Curl BC
- Sport: Curling
- Jurisdiction: Provincial
- Membership: 81 curling clubs
- Founded: 2004
- Affiliation: Curling Canada
- Headquarters: Burnaby

Official website
- www.curlbc.ca
- Canada

= Curl BC =

Curl BC is the provincial sport governing body responsible for the development, promotion and organization of curling in British Columbia, Canada. Curl BC is also responsible for the championship system that declares provincial representation at Curling Canada events.

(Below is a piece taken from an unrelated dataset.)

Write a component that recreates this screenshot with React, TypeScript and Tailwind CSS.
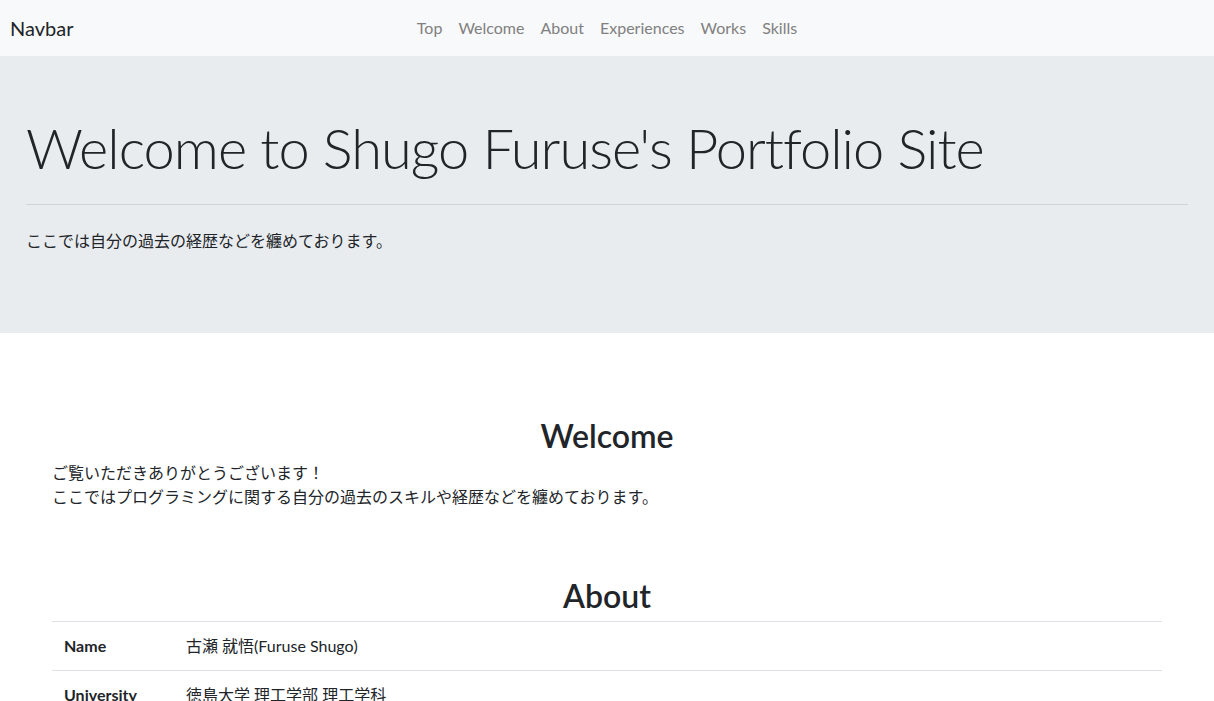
import React from "react";

export default function App() {
  const links = ["Top", "Welcome", "About", "Experiences", "Works", "Skills"];
  return (
    <div className="min-h-screen bg-white text-[#212529] [font-family:'Lato','Noto_Sans_CJK_JP',sans-serif]">
      <nav className="h-14 bg-[#f8f9fa] grid grid-cols-[1fr_auto_1fr] items-center px-[10px]">
        <div className="text-[20px] leading-[30px] text-[#212529]">Navbar</div>
        <ul className="flex items-center gap-4 text-[16px] text-[#808080]">
          {links.map((l) => (
            <li key={l}>{l}</li>
          ))}
        </ul>
        <div />
      </nav>

      <header className="h-[277px] bg-[#e9ecef] px-[26px] pt-[52px]">
        <h1 className="text-[56px] leading-[80px] font-light tracking-[-1px] whitespace-nowrap">
          Welcome to Shugo Furuse's Portfolio Site
        </h1>
        <hr className="mt-[16px] border-t border-[#d2d4d7]" />
        <p className="mt-[24px] text-[16px] leading-6">
          ここでは自分の過去の経歴などを纏めております。
        </p>
      </header>

      <main className="w-[1110px] mx-auto">
        <section className="pt-[84px]">
          <h2 className="text-center text-[32px] leading-[38px] font-semibold mb-[6px]">
            Welcome
          </h2>
          <p className="text-[16px] leading-6">
            ご覧いただきありがとうございます！
            <br />
            ここではプログラミングに関する自分の過去のスキルや経歴などを纏めております。
          </p>
        </section>

        <section className="pt-[68px]">
          <h2 className="text-center text-[32px] leading-[38px] font-semibold mb-[6px]">
            About
          </h2>
          <table className="w-full border-collapse text-[16px] leading-6">
            <tbody>
              <tr className="border-t border-[#dee2e6]">
                <th className="w-[122px] p-3 text-left font-bold">Name</th>
                <td className="p-3">古瀬 就悟(Furuse Shugo)</td>
              </tr>
              <tr className="border-t border-[#dee2e6]">
                <th className="w-[122px] p-3 text-left font-bold">University</th>
                <td className="p-3">徳島大学 理工学部 理工学科</td>
              </tr>
            </tbody>
          </table>
        </section>
      </main>
    </div>
  );
}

The organization has a membership of 25,000 curlers spread over 81 clubs, which are organized into 11 regions. Curl BC was formed in June 2004 from the amalgamation of the Pacific Coast Curling Association, the British Columbia Interior Curling Association and the British Columbia Ladies’ Curling Association.

Curling clubs in the Northern Rockies Regional Municipality and Peace River Regional District are members of Curling Alberta, not Curl BC.

== Events ==
Curl BC runs nine championship events in the province:

- The Canadian Direct Insurance BC Men's Curling Championship
- The Scotties BC Women's Curling Championship
- The Tim Hortons BC Junior Curling Championships
- The Tim Hortons BC Juvenile Curling Championships (during non BC Winter Games years)
- The Tim Hortons BC Senior Curling Championships
- The AMJ Campbell Van Lines BC Mixed Curling Championship
- The BC Wheelchair Curling Championship
- The BC Masters Curling Championships
- The BC Mixed Doubles Curling Championship

Curl BC also runs an Annual Awards event to recognize athletes, volunteers and supporters of curling in British Columbia.

A Curling Centre of the Year Award is given out in recognition of a centre's service to the curling community. The Langley Curling Club topped its most successful season ever by winning the award for 2012/2013. In 2013/14, the Coquitlam Curling Club was the recipient of the Curling Centre of the Year Award.